Once upon a time, both sides in the salmon wars agreed that "the best
available" science would play the lead role in designing recovery
plans. This compact assured all disputants that, regardless of how heated
the argument became, any solution would be anchored to biological realities
in the rivers and lakes.
Then one day in spring 2004, officials of the Bonneville Power
Administration, a semi-autonomous agency responsible for distributing power
generated by dams on the Columbia and Snake rivers, asked for a meeting with
the Columbia River Inter-Tribal Fish Commission.
This commission, the official voice on issues pertaining to salmon, holds
treaties that guarantee tribal fishing rights in perpetuity. The Bonneville
Power Administration's dams constitute the single largest threat to those
treaty rights. At the meeting, the agency informed the tribes that the
annual "summer spill," an event timed to help juvenile salmon
reach the sea from mountain lakes in Idaho, was not going to happen. The
water would instead be used to generate electricity.
Phase 3 of the battle had begun.
To the tribes, this phase displayed all the earmarks of an endgame. Although
time was running out for the fish, the power people had little to lose. If
the gambit worked, President Bush could take credit for lower utility rates
in his reelection campaign. If it failed, he could accuse judges of caring
more about fish than people.
In early July, the commission asked a federal court to reject the power
agency's "emergency request." Later that month, U.S. District
Judge James A. Redden ordered the Bonneville Power Administration to carry
out the planned spill.

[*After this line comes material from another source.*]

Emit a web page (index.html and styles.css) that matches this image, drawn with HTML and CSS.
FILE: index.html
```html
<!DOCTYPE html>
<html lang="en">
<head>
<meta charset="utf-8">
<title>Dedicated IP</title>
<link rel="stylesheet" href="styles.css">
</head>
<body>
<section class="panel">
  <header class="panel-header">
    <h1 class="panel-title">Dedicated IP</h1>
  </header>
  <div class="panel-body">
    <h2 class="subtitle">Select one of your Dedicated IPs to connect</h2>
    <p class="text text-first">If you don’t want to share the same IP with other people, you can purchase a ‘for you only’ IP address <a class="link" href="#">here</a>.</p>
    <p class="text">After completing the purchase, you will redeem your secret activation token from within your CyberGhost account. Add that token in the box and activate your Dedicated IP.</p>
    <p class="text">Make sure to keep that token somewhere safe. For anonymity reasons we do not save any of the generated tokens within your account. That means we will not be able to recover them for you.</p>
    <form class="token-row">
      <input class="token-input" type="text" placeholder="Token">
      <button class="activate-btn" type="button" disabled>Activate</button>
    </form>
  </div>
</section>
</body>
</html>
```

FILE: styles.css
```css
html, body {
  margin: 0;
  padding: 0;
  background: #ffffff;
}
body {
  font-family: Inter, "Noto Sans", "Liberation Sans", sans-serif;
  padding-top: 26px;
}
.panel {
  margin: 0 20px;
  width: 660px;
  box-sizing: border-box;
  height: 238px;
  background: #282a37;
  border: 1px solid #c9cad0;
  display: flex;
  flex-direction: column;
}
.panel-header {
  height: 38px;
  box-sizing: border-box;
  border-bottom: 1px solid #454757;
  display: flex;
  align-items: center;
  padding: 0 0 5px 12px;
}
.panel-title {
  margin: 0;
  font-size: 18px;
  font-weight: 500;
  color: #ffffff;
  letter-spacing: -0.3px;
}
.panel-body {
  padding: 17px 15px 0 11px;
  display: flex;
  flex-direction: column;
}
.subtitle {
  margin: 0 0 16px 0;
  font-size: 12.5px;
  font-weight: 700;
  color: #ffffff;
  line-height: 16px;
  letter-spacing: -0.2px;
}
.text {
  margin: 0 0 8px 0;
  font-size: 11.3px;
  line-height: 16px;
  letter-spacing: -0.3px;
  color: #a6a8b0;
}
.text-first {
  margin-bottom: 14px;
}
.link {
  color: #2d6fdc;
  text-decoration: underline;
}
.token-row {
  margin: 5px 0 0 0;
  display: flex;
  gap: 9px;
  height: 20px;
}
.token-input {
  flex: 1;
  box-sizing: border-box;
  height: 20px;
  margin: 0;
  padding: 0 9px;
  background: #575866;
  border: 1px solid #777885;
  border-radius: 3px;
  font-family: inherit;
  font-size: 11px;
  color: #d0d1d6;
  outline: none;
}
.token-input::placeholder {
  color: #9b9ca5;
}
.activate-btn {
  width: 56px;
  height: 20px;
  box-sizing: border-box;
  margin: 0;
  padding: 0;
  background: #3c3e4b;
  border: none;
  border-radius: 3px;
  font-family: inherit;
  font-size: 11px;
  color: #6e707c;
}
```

The ruling, upheld on appeal, was hailed by
scientists and tribes as a landmark victory for salmon and treaty rights.
The consensus among the region's aquatic biologists and natural-resource
economists is that money alone will not restore salmon runs. Their reports
and recommendations to the National Fisheries Service have underscored the
results of a yearlong investigation of the science and economics of salmon
recovery conducted by the Idaho Statesman in 1997. The newspaper concluded
that the billions of dollars spent to restore salmon runs would be money
down a rat hole until the Snake River dams were removed. Also, the region's
economy would derive greater benefits from a healthy fishery than from
hydropower and irrigation receipts.
In November 2004, the Bush administration unveiled its long-awaited salmon
recovery plan. Earlier plans recognized that native fishing was an integral
feature of the "environmental baseline" of the last 10,000 years.
Dams were considered "impacts" to that baseline.

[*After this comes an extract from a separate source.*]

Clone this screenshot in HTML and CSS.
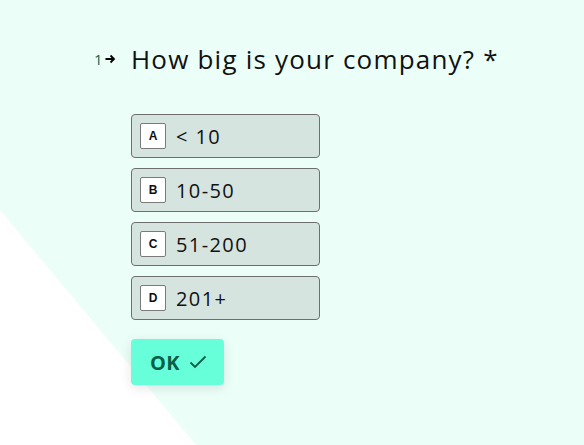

The Bush approach turned these biological models upside down: Dams pose
"no jeopardy" to salmon because they are natural features of the
landscape, and native fishing should be regarded as an "impact."

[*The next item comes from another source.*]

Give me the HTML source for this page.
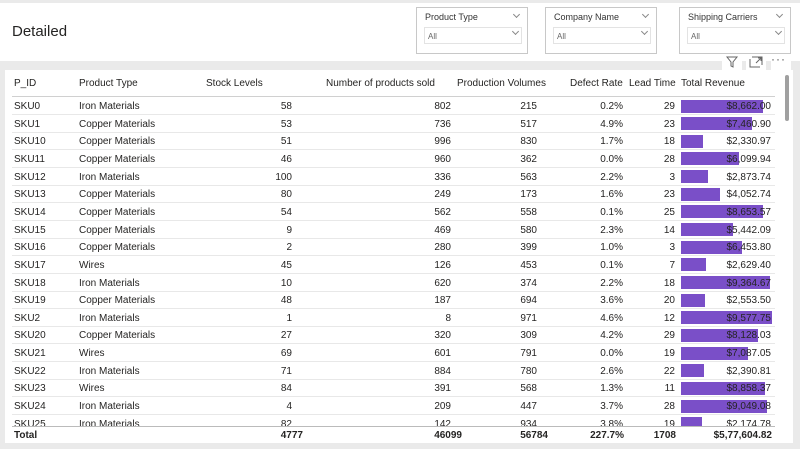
<!DOCTYPE html>
<html><head><meta charset="utf-8"><style>
*{margin:0;padding:0;box-sizing:border-box}
body{width:800px;height:449px;background:#eaeaea;font-family:"Liberation Sans",sans-serif;font-size:10px;color:#252423;position:relative;overflow:hidden}
.hdr{position:absolute;left:0;top:3px;width:800px;height:58px;background:#fff}
.title{position:absolute;left:12px;top:23px;font-size:15px;color:#252423}
.slc{position:absolute;top:7px;width:112px;height:47px;border:1px solid #c8c8c8;background:#fff}
.slc .l{position:absolute;left:8px;top:4px;font-size:9px;color:#333}
.slc .d{position:absolute;left:7px;top:19px;width:98px;height:17px;border:1px solid #e3e3e3;font-size:8px;color:#666;padding:4px 0 0 3px}
.chev{position:absolute;width:5px;height:5px;border-right:1px solid #888;border-bottom:1px solid #888;transform:rotate(45deg)}
.panel{position:absolute;left:5px;top:70px;width:788px;height:373px;background:#fff}
.c{position:absolute;white-space:nowrap}
.r{text-align:right}
.line{position:absolute;left:12px;width:763px;height:1px;background:#e8e8e8}
.bar{position:absolute;left:681px;height:13px;background:#7a4fc8}
.ic{position:absolute;top:54px;width:20px;height:16px;background:#fff}
</style></head><body>
<div class="hdr"></div>
<div class="title">Detailed</div>
<div class="slc" style="left:416px"><div class="l">Product Type</div><div class="chev" style="left:97px;top:4px"></div><div class="d">All</div><div class="chev" style="left:96px;top:21px"></div></div>
<div class="slc" style="left:545px"><div class="l">Company Name</div><div class="chev" style="left:97px;top:4px"></div><div class="d">All</div><div class="chev" style="left:96px;top:21px"></div></div>
<div class="slc" style="left:679px"><div class="l">Shipping Carriers</div><div class="chev" style="left:97px;top:4px"></div><div class="d">All</div><div class="chev" style="left:96px;top:21px"></div></div>
<div class="ic" style="left:722px"><svg width="20" height="16"><path d="M5 3h10l-4 5v5l-2-1V8z" fill="none" stroke="#666" stroke-width="1"/></svg></div>
<div class="ic" style="left:746px"><svg width="20" height="16"><path d="M4 5v8h10M6 3h10v8M10 9l5-5M12 4h3v3" fill="none" stroke="#666" stroke-width="1"/></svg></div>
<div class="ic" style="left:771px;color:#555;font-size:12px;line-height:10px;letter-spacing:1px">···</div>
<div class="panel"></div>
<div style="position:absolute;left:785px;top:75px;width:4px;height:46px;background:#a0a0a0;border-radius:2px"></div>
<div id="t"></div>
<script>
var H='';
function c(x,y,t,cls,w){H+='<div class="c '+(cls||'')+'" style="'+(cls?'left:'+(x-(w||100))+'px;width:'+(w||100)+'px;':'left:'+x+'px;')+'top:'+y+'px">'+t+'</div>';}
var hy=78;
c(14,hy,'P_ID');c(79,hy,'Product Type');c(206,hy,'Stock Levels');c(326,hy,'Number of products sold');c(457,hy,'Production Volumes');c(570,hy,'Defect Rate');c(629,hy,'Lead Time');c(681,hy,'Total Revenue');
var d=[['SKU0','Iron Materials',58,802,215,'0.2%',29,8662.00,'$8,662.00'],['SKU1','Copper Materials',53,736,517,'4.9%',23,7460.90,'$7,460.90'],['SKU10','Copper Materials',51,996,830,'1.7%',18,2330.97,'$2,330.97'],['SKU11','Copper Materials',46,960,362,'0.0%',28,6099.94,'$6,099.94'],['SKU12','Iron Materials',100,336,563,'2.2%',3,2873.74,'$2,873.74'],['SKU13','Copper Materials',80,249,173,'1.6%',23,4052.74,'$4,052.74'],['SKU14','Copper Materials',54,562,558,'0.1%',25,8653.57,'$8,653.57'],['SKU15','Copper Materials',9,469,580,'2.3%',14,5442.09,'$5,442.09'],['SKU16','Copper Materials',2,280,399,'1.0%',3,6453.80,'$6,453.80'],['SKU17','Wires',45,126,453,'0.1%',7,2629.40,'$2,629.40'],['SKU18','Iron Materials',10,620,374,'2.2%',18,9364.67,'$9,364.67'],['SKU19','Copper Materials',48,187,694,'3.6%',20,2553.50,'$2,553.50'],['SKU2','Iron Materials',1,8,971,'4.6%',12,9577.75,'$9,577.75'],['SKU20','Copper Materials',27,320,309,'4.2%',29,8128.03,'$8,128.03'],['SKU21','Wires',69,601,791,'0.0%',19,7087.05,'$7,087.05'],['SKU22','Iron Materials',71,884,780,'2.6%',22,2390.81,'$2,390.81'],['SKU23','Wires',84,391,568,'1.3%',11,8858.37,'$8,858.37'],['SKU24','Iron Materials',4,209,447,'3.7%',28,9049.08,'$9,049.08'],['SKU25','Iron Materials',82,142,934,'3.8%',19,2174.78,'$2,174.78']];
H+='<div class="line" style="top:96px;background:#d0d0d0"></div>';
H+='<div style="position:absolute;left:0;top:97px;width:800px;height:329px;overflow:hidden">';
for(var i=0;i<d.length;i++){var r=d[i],y=i*17.65+4;
H+='<div class="bar" style="top:'+(y-1.5)+'px;width:'+(r[7]*0.0095)+'px"></div>';
c(14,y,r[0]);c(79,y,r[1]);c(292,y,r[2],'r');c(451,y,r[3],'r');c(537,y,r[4],'r');c(623,y,r[5],'r');c(675,y,r[6],'r');c(771,y,r[8],'r');
H+='<div class="line" style="top:'+(y+13)+'px"></div>';}
H+='</div>';
H+='<div class="line" style="top:426px;background:#bbb"></div>';
var ty=430;
H+='<div style="font-weight:bold">';c(14,ty,'Total');c(303,ty,'4777','r');c(462,ty,'46099','r');c(548,ty,'56784','r');c(624,ty,'227.7%','r');c(676,ty,'1708','r');c(772,ty,'$5,77,604.82','r');H+='</div>';
document.getElementById('t').innerHTML=H;
</script>
</body></html>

"This thing doesn't even meet the straight-face test," said Rob
Masonis, regional director for American Rivers, a conservation organization.
"What will they say next? That the future of the passenger pigeon looks
bright?"
Administration officials contend that new "fish-friendly weirs"
will indefinitely forestall the salmon's extinction. Fisheries biologists
counter that these weirs, which cost $10 million each, have increased fish
counts by less than 1%. Even under optimal conditions, the biologists say,
this cannot begin to sustain the fish population at its current levels.
If politics trumps science, the Indians will not go away empty-handed. A
1995 treaty between the Pacific Northwest tribes and the Canadian and U.S.
governments guarantees tribes a lump-sum payment of $10 billion for the
destruction of their livelihoods. Biologists, with one eye on the salmon
extinction clock, have urged that Snake River fish counts be posted every
morning in the Oval Office and on the floor of Congress. Not a bad idea.
The courts will probably throw out Bush's salmon recovery plan and order
fisheries scientists to come up with another rescue scheme. The fix will
cost millions of dollars and years of time. And while the extinction clock
ticks toward 2017, a catastrophic die-off in the summer of 2005 could push
wild salmon stocks beyond the point of no return.
While we await the outcome, we can humor ourselves with Mark Twain's verdict
on politicians: If they started out dead, we'd all be better off because
they could set off on the road to honesty that much sooner.